--- Start Data provided ---

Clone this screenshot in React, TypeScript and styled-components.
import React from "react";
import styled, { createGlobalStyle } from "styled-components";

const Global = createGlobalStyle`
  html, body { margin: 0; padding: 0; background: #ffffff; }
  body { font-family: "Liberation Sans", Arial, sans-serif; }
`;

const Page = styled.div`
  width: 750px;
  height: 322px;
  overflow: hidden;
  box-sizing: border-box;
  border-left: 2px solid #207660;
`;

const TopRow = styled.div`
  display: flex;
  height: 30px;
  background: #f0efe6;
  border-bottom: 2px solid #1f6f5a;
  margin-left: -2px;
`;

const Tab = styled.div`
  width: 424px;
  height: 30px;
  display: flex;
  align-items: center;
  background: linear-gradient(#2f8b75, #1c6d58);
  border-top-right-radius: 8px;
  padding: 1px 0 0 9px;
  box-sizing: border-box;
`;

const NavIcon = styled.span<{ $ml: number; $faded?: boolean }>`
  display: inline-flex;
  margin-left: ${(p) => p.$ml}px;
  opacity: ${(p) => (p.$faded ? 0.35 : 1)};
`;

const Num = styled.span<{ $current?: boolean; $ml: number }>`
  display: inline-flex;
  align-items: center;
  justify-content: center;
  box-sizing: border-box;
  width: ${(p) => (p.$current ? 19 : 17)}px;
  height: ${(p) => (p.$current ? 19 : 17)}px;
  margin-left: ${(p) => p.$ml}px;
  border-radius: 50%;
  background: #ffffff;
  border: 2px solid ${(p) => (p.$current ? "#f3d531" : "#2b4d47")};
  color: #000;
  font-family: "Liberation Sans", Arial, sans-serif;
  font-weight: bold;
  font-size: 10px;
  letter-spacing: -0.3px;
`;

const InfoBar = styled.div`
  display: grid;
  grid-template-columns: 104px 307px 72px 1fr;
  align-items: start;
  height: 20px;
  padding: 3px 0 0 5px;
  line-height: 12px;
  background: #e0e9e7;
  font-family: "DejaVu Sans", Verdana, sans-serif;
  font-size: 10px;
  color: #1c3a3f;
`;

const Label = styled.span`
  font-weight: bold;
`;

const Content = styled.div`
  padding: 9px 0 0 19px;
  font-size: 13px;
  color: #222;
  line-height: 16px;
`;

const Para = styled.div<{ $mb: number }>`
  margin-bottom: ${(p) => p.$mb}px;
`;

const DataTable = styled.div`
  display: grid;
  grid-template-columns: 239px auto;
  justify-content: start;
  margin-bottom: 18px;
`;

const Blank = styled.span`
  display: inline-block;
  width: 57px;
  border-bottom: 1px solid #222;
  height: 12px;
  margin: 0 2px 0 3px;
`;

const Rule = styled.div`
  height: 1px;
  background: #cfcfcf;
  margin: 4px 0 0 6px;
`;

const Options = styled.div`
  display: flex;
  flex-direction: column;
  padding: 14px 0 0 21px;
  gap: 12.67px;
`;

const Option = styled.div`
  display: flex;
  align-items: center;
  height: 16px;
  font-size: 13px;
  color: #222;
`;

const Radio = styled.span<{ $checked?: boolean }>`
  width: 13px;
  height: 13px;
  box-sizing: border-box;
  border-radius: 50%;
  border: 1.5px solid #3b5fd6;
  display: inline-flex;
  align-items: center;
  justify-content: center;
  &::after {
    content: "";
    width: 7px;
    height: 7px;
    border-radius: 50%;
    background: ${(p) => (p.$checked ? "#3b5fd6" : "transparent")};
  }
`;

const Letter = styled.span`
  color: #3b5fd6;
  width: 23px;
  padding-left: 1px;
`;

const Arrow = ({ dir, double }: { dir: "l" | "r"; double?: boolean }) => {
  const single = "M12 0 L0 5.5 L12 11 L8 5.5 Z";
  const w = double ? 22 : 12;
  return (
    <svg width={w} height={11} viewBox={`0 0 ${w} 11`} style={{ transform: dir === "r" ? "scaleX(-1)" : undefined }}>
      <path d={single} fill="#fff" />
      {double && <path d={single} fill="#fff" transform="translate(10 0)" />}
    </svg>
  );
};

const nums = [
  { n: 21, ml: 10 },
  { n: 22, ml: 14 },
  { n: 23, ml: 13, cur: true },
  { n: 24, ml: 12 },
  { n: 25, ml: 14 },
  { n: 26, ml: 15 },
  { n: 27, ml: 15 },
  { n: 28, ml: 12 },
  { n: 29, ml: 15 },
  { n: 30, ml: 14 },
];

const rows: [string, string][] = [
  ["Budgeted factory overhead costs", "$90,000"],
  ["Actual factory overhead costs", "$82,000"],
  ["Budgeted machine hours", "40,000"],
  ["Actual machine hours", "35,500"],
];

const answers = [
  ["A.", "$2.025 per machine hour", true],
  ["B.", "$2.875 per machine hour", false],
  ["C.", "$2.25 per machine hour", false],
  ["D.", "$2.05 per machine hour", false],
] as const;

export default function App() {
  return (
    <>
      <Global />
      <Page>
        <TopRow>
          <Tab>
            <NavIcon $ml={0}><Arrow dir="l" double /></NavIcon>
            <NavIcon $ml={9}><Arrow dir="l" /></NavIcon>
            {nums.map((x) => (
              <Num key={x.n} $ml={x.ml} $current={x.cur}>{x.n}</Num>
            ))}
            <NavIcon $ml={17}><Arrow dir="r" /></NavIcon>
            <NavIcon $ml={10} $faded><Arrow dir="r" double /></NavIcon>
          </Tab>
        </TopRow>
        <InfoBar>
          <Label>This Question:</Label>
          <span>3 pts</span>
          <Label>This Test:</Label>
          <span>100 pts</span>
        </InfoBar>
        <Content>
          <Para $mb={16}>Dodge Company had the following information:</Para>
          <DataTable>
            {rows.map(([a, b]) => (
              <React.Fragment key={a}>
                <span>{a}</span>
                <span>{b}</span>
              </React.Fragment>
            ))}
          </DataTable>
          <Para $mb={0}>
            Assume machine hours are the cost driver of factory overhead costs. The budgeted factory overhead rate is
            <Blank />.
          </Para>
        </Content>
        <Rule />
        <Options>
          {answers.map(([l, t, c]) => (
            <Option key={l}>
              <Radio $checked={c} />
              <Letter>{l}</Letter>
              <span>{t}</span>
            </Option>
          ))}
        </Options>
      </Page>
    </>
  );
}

--- End Data provided ---
--- Start Data provided ---

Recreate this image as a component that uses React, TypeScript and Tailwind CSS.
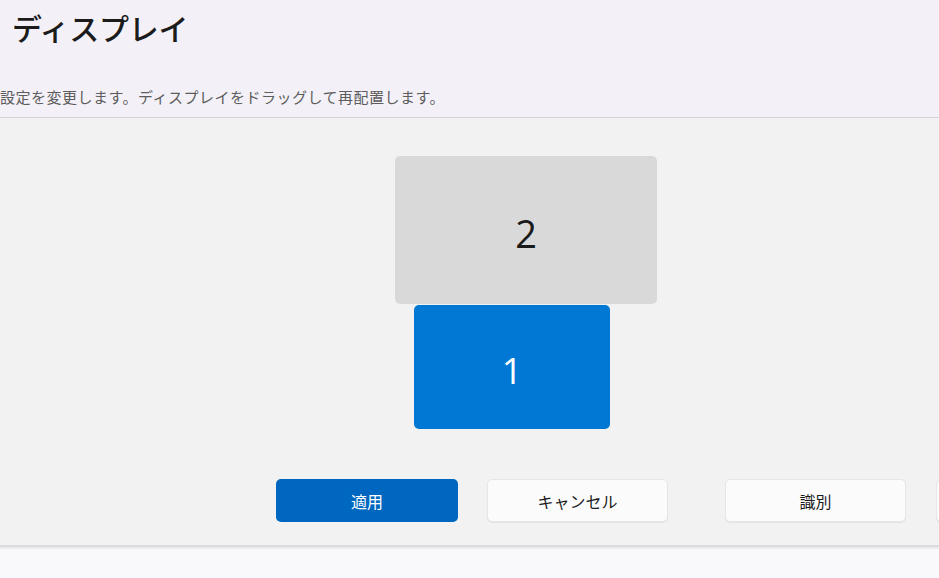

--- End Data provided ---

*Given exercise*: Extract every line above that contains the word "React".

*Output of the task*:
Clone this screenshot in React, TypeScript and styled-components.
import React from "react";
              <React.Fragment key={a}>
              </React.Fragment>
Recreate this image as a component that uses React, TypeScript and Tailwind CSS.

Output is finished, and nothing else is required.